With the excitement building for Alibaba’s Initial Public Offering (IPO) tomorrow (it’s expected to be the largest IPO in US history), I thought it might be time to start developing a better understanding of the world’s fastest growing eCommerce market.

The Chinese eCommerce Market

According to this excellent resource from the Wall Street Journal (seriously, check it out), China’s eCommerce market is estimated to be worth $713 billion by 2017.

Line chart showing Chinese eCommerce Market growth

Source: Wall Street Journal

By 2020 China’s eCommerce market is expected to be larger than those of the US, Britain, Japan, Germany and France combined.

80% of the online shopping market in China is dominated by Alibaba. Alibaba owns three main sites: Taobao, a Consumer to Consumer (C2C) site; Tmall, a Business to Consumer (B2C) site; and, a wholesale trade platform.

But while Alibaba has an enormous market share, the eCommerce market in China is still large enough to sustain competitors and niche players, according to KPMG.

And, as reported in Time, less than half of China’s households are currently online, and consumer spending comprises only around one third of its economic activity (compared with two thirds in the U.S.).

So future growth [for Alibaba] will be attained by making sure that it continues to control a large swath of the Chinese market as more and more consumers get online and as consumer spending there becomes a bigger and bigger part of the country’s larger economy.

In other words, eCommerce in China is just doing its warm up stretches.

Chinese consumers

Chinese consumers are enthusiastic adopters of social commerce. They use resources like Tencent’s We Chat and Sina Weibo (China’s leading microblogging platform, similar to Twitter) to obtain advice from friends about whether or not they should buy.

Chinese consumers also use social platforms to seek advice from opinion leaders and to post and read product reviews. In fact, 40% of China’s online shoppers post and read reviews, which is more than double the percentage in the US.
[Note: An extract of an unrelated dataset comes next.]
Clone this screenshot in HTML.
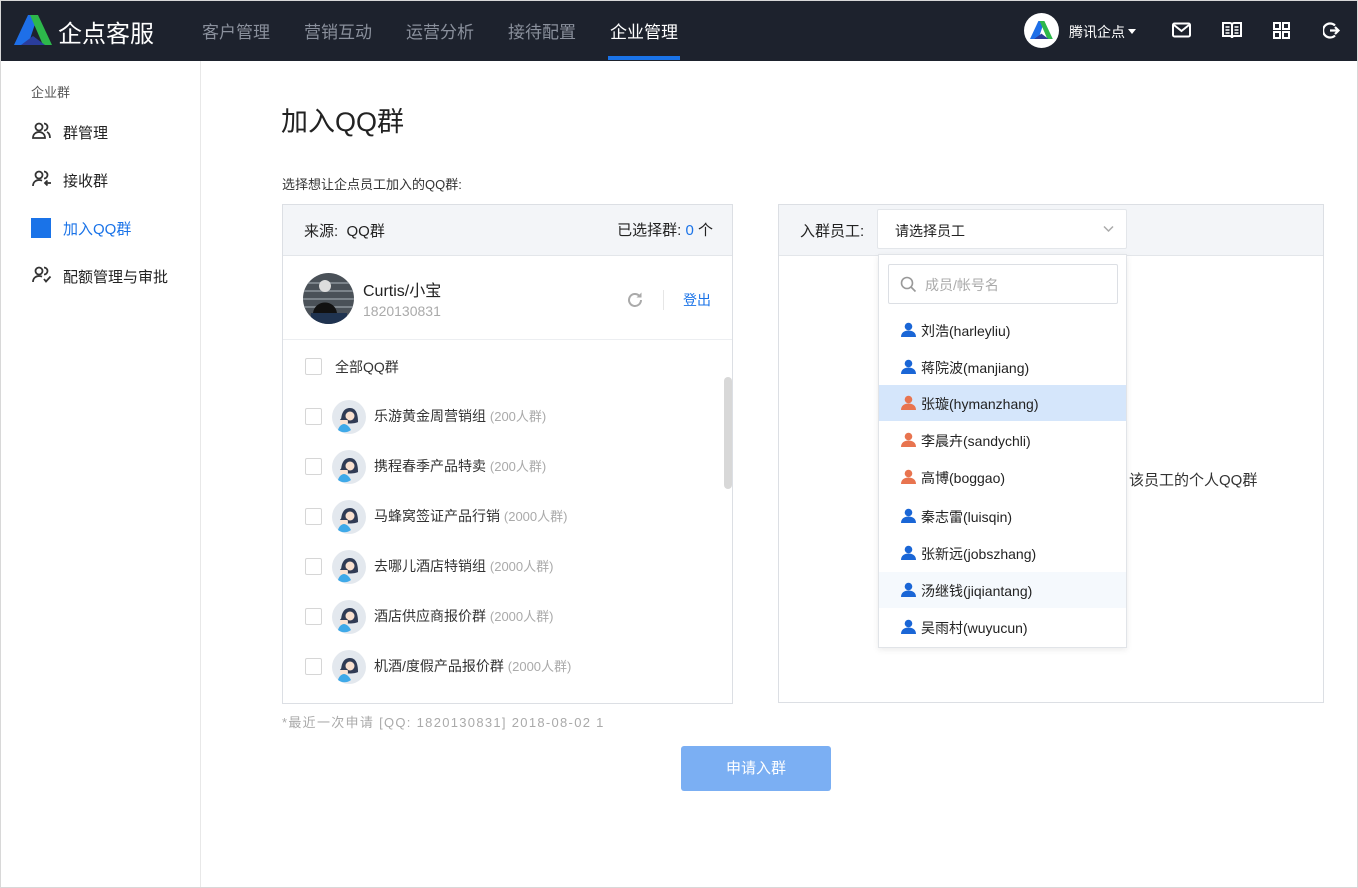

Chinese consumers are also strongly in favour of mobile commerce. For example, according to KPMG , 55% of China’s internet users have made a mobile payment (versus only 19% in the US). China also has the largest number of mobile-based eCommerce transactions out of any country.

Mobile commerce in China chart The Economist

Source: The Economist

Of course, China is a huge country and there is diversity across cities with different levels of wealth. Overall though, common purchases in China’s eCommerce market are fashion items and accessories.

Buying process

In China, most purchases are discussed via telephone, email or chat prior to purchase being made. It’s not uncommon for negotiations and modifications to be made during this pre-order stage.

Unlike in the US, Chinese retailers rarely allow returns. Consumers are wary of prevalent counterfeit goods, and will often expect the lowest priced items to be counterfeit.

According to Taobao, the busiest time for mobile shopping is 10pm.


Express delivery, which is called “kuai di” in China is available for 5-6 renminbi (<US$1) and is payable in cash for same day delivery. It is often cheaper and easier for Chinese consumers to purchase something online with kuai di delivery than it is for them to go to the store.

Singles Day

November 11 (or 11/11) is China’s Singles Day, China’s equivalent to Cyber Monday. In 2013, Singles Day online sales rose 80% on the previous year to US$5.7 billion, which was more than triple the amount of 2012 Cyber Monday revenues in the US.

Watch This Space

Even if sellers don’t plan to enter the Chinese market—it wouldn’t be easy, and requires a deep level of understanding of both the market and the consumers—I think we’ll increasingly have a lot to learn from eCommerce innovators in the Middle Kingdom. Particularly when it comes to mobile commerce.